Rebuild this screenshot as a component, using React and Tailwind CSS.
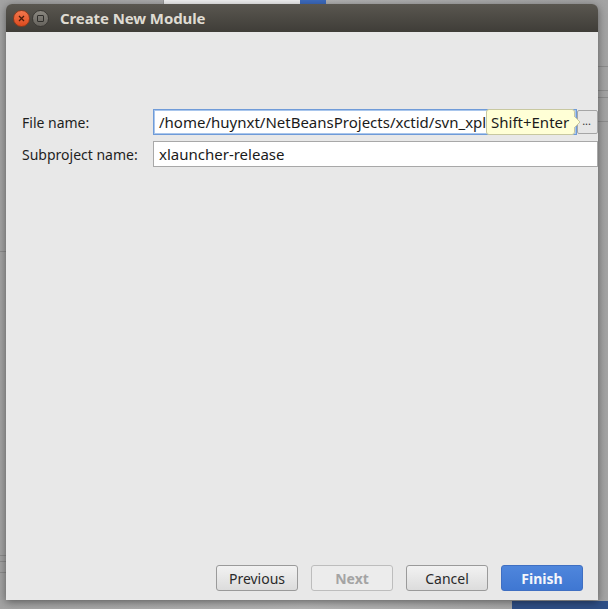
import React from 'react';

const font = { fontFamily: '"Noto Sans", "DejaVu Sans", sans-serif' };

function DialogButton({ label, variant = 'default' }) {
  const base = 'w-[82px] h-[26px] rounded-[3px] border text-[14px] flex items-center justify-center';
  const styles = {
    default: 'border-[#9a9a9a] bg-gradient-to-b from-[#f2f2f2] to-[#dcdcdc] text-[#2a2a2a]',
    disabled: 'border-[#bdbdbd] bg-[#ececec] text-[#a4a4a4] font-bold',
    primary: 'border-[#3f6fc2] bg-gradient-to-b from-[#4f86dc] to-[#3f77d2] text-[#f4f6fb] font-bold',
  };
  return <div className={`${base} ${styles[variant]}`}>{label}</div>;
}

export default function App() {
  return (
    <div className="w-[608px] h-[609px] bg-gradient-to-r from-[#a3a3a3] via-[#b4b4b4] to-[#a3a3a3] relative overflow-hidden" style={font}>
      {/* bits of the window behind */}
      <div className="absolute left-[163px] top-0 w-[138px] h-[4px] bg-[#f3f3f3] border-l border-[#999]" />
      <div className="absolute left-[300px] top-0 w-[26px] h-[4px] bg-[#3d6cc0]" />
      <div className="absolute right-0 top-[66px] w-[10px] h-px bg-[#8c8c8c]" />
      <div className="absolute right-0 top-[90px] w-[10px] h-px bg-[#8c8c8c]" />
      <div className="absolute right-0 top-[97px] w-[10px] h-px bg-[#8c8c8c]" />
      <div className="absolute right-0 top-[121px] w-[10px] h-px bg-[#8c8c8c]" />
      <div className="absolute left-0 top-[251px] w-[6px] h-px bg-[#8c8c8c]" />
      <div className="absolute left-0 top-[555px] w-[6px] h-px bg-[#8c8c8c]" />
      <div className="absolute left-0 top-[561px] w-[6px] h-px bg-[#8c8c8c]" />
      <div className="absolute left-0 top-[572px] w-[6px] h-px bg-[#8c8c8c]" />
      <div className="absolute right-0 bottom-0 w-[96px] h-[8px] bg-[#2f4f86]" />

      <div className="relative ml-[6px] mt-[4px] w-[592px] h-[596px] flex flex-col shadow-[0_2px_8px_rgba(0,0,0,0.45)] rounded-t-[6px]">
        {/* title bar */}
        <div className="h-[28px] rounded-t-[6px] bg-gradient-to-b from-[#5a5750] to-[#3f3d38] flex items-center pl-[7px]">
          <div className="w-[17px] h-[17px] rounded-full bg-gradient-to-b from-[#f3774c] to-[#dd4a1d] border border-[#8e3a1c] flex items-center justify-center">
            <svg width="7" height="7" viewBox="0 0 7 7">
              <path d="M1 1 L6 6 M6 1 L1 6" stroke="#4a1c0a" strokeWidth="1.3" />
            </svg>
          </div>
          <div className="ml-[2px] w-[17px] h-[17px] rounded-full bg-gradient-to-b from-[#8a8780] to-[#66635d] border border-[#3a3834] flex items-center justify-center">
            <div className="w-[7px] h-[7px] border border-[#2f2e2b] rounded-[1px]" />
          </div>
          <div className="ml-[11px] text-[15px] font-bold text-[#dfdbd2] tracking-[-0.1px]">Create New Module</div>
        </div>

        {/* body */}
        <div className="flex-1 bg-[#e8e8e8] flex flex-col pt-[77px] pl-[16px]">
          <div className="flex items-center h-[26px]">
            <div className="w-[131px] shrink-0 whitespace-nowrap text-[14px] text-[#1e1e1e]">File name:</div>
            <div className="flex-1 flex items-center h-[26px] relative">
              <div className="flex-1 h-[26px] bg-white border border-[#6f9bd8] shadow-[inset_0_0_0_1px_#a9c6ec] flex items-center pl-[5px] text-[15px] text-[#1a1a1a] whitespace-nowrap">
                /home/huynxt/NetBeansProjects/xctid/svn_xpl
              </div>
              <div className="w-[21px] h-[24px] shrink-0 border border-[#a6a6a6] rounded-[2px] bg-[#e6e6e6] flex items-center justify-end pr-[6px] text-[11px] text-[#333] leading-none pb-[4px]">...</div>
              {/* tooltip */}
              <div className="absolute left-[333px] top-0 h-[26px] flex items-center">
                <div className="h-[26px] pl-[4px] pr-[5px] bg-[#ffffd6] border border-[#c8c8a0] rounded-[3px] flex items-center text-[15px] text-[#1a1a1a] whitespace-nowrap">
                  Shift+Enter
                </div>
                <svg width="7" height="12" viewBox="0 0 7 12" className="-ml-px">
                  <path d="M0 0 L6 6 L0 12 Z" fill="#ffffd6" />
                  <path d="M0 0 L6 6 L0 12" fill="none" stroke="#c8c8a0" />
                </svg>
              </div>
            </div>
          </div>

          <div className="flex items-center h-[26px] mt-[6px]">
            <div className="w-[131px] shrink-0 whitespace-nowrap text-[14px] text-[#1e1e1e]">Subproject name:</div>
            <div className="flex-1 h-[26px] bg-white border border-[#a8a8a8] flex items-center pl-[5px] text-[15px] text-[#1a1a1a]">
              xlauncher-release
            </div>
          </div>

          <div className="flex-1" />

          <div className="flex justify-end gap-[13px] pr-[15px] pb-[9px]">
            <DialogButton label="Previous" />
            <DialogButton label="Next" variant="disabled" />
            <DialogButton label="Cancel" />
            <DialogButton label="Finish" variant="primary" />
          </div>
        </div>
      </div>
    </div>
  );
}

**GOAL:** Restate the full listing verbatim and drop every picture.

**WORKED SOLUTION:**
Rebuild this screenshot as a component, using React and Tailwind CSS.
import React from 'react';

const font = { fontFamily: '"Noto Sans", "DejaVu Sans", sans-serif' };

function DialogButton({ label, variant = 'default' }) {
  const base = 'w-[82px] h-[26px] rounded-[3px] border text-[14px] flex items-center justify-center';
  const styles = {
    default: 'border-[#9a9a9a] bg-gradient-to-b from-[#f2f2f2] to-[#dcdcdc] text-[#2a2a2a]',
    disabled: 'border-[#bdbdbd] bg-[#ececec] text-[#a4a4a4] font-bold',
    primary: 'border-[#3f6fc2] bg-gradient-to-b from-[#4f86dc] to-[#3f77d2] text-[#f4f6fb] font-bold',
  };
  return <div className={`${base} ${styles[variant]}`}>{label}</div>;
}

export default function App() {
  return (
    <div className="w-[608px] h-[609px] bg-gradient-to-r from-[#a3a3a3] via-[#b4b4b4] to-[#a3a3a3] relative overflow-hidden" style={font}>
      {/* bits of the window behind */}
      <div className="absolute left-[163px] top-0 w-[138px] h-[4px] bg-[#f3f3f3] border-l border-[#999]" />
      <div className="absolute left-[300px] top-0 w-[26px] h-[4px] bg-[#3d6cc0]" />
      <div className="absolute right-0 top-[66px] w-[10px] h-px bg-[#8c8c8c]" />
      <div className="absolute right-0 top-[90px] w-[10px] h-px bg-[#8c8c8c]" />
      <div className="absolute right-0 top-[97px] w-[10px] h-px bg-[#8c8c8c]" />
      <div className="absolute right-0 top-[121px] w-[10px] h-px bg-[#8c8c8c]" />
      <div className="absolute left-0 top-[251px] w-[6px] h-px bg-[#8c8c8c]" />
      <div className="absolute left-0 top-[555px] w-[6px] h-px bg-[#8c8c8c]" />
      <div className="absolute left-0 top-[561px] w-[6px] h-px bg-[#8c8c8c]" />
      <div className="absolute left-0 top-[572px] w-[6px] h-px bg-[#8c8c8c]" />
      <div className="absolute right-0 bottom-0 w-[96px] h-[8px] bg-[#2f4f86]" />

      <div className="relative ml-[6px] mt-[4px] w-[592px] h-[596px] flex flex-col shadow-[0_2px_8px_rgba(0,0,0,0.45)] rounded-t-[6px]">
        {/* title bar */}
        <div className="h-[28px] rounded-t-[6px] bg-gradient-to-b from-[#5a5750] to-[#3f3d38] flex items-center pl-[7px]">
          <div className="w-[17px] h-[17px] rounded-full bg-gradient-to-b from-[#f3774c] to-[#dd4a1d] border border-[#8e3a1c] flex items-center justify-center">
            <svg width="7" height="7" viewBox="0 0 7 7">
              <path d="M1 1 L6 6 M6 1 L1 6" stroke="#4a1c0a" strokeWidth="1.3" />
            </svg>
          </div>
          <div className="ml-[2px] w-[17px] h-[17px] rounded-full bg-gradient-to-b from-[#8a8780] to-[#66635d] border border-[#3a3834] flex items-center justify-center">
            <div className="w-[7px] h-[7px] border border-[#2f2e2b] rounded-[1px]" />
          </div>
          <div className="ml-[11px] text-[15px] font-bold text-[#dfdbd2] tracking-[-0.1px]">Create New Module</div>
        </div>

        {/* body */}
        <div className="flex-1 bg-[#e8e8e8] flex flex-col pt-[77px] pl-[16px]">
          <div className="flex items-center h-[26px]">
            <div className="w-[131px] shrink-0 whitespace-nowrap text-[14px] text-[#1e1e1e]">File name:</div>
            <div className="flex-1 flex items-center h-[26px] relative">
              <div className="flex-1 h-[26px] bg-white border border-[#6f9bd8] shadow-[inset_0_0_0_1px_#a9c6ec] flex items-center pl-[5px] text-[15px] text-[#1a1a1a] whitespace-nowrap">
                /home/huynxt/NetBeansProjects/xctid/svn_xpl
              </div>
              <div className="w-[21px] h-[24px] shrink-0 border border-[#a6a6a6] rounded-[2px] bg-[#e6e6e6] flex items-center justify-end pr-[6px] text-[11px] text-[#333] leading-none pb-[4px]">...</div>
              {/* tooltip */}
              <div className="absolute left-[333px] top-0 h-[26px] flex items-center">
                <div className="h-[26px] pl-[4px] pr-[5px] bg-[#ffffd6] border border-[#c8c8a0] rounded-[3px] flex items-center text-[15px] text-[#1a1a1a] whitespace-nowrap">
                  Shift+Enter
                </div>
                <svg width="7" height="12" viewBox="0 0 7 12" className="-ml-px">
                  <path d="M0 0 L6 6 L0 12 Z" fill="#ffffd6" />
                  <path d="M0 0 L6 6 L0 12" fill="none" stroke="#c8c8a0" />
                </svg>
              </div>
            </div>
          </div>

          <div className="flex items-center h-[26px] mt-[6px]">
            <div className="w-[131px] shrink-0 whitespace-nowrap text-[14px] text-[#1e1e1e]">Subproject name:</div>
            <div className="flex-1 h-[26px] bg-white border border-[#a8a8a8] flex items-center pl-[5px] text-[15px] text-[#1a1a1a]">
              xlauncher-release
            </div>
          </div>

          <div className="flex-1" />

          <div className="flex justify-end gap-[13px] pr-[15px] pb-[9px]">
            <DialogButton label="Previous" />
            <DialogButton label="Next" variant="disabled" />
            <DialogButton label="Cancel" />
            <DialogButton label="Finish" variant="primary" />
          </div>
        </div>
      </div>
    </div>
  );
}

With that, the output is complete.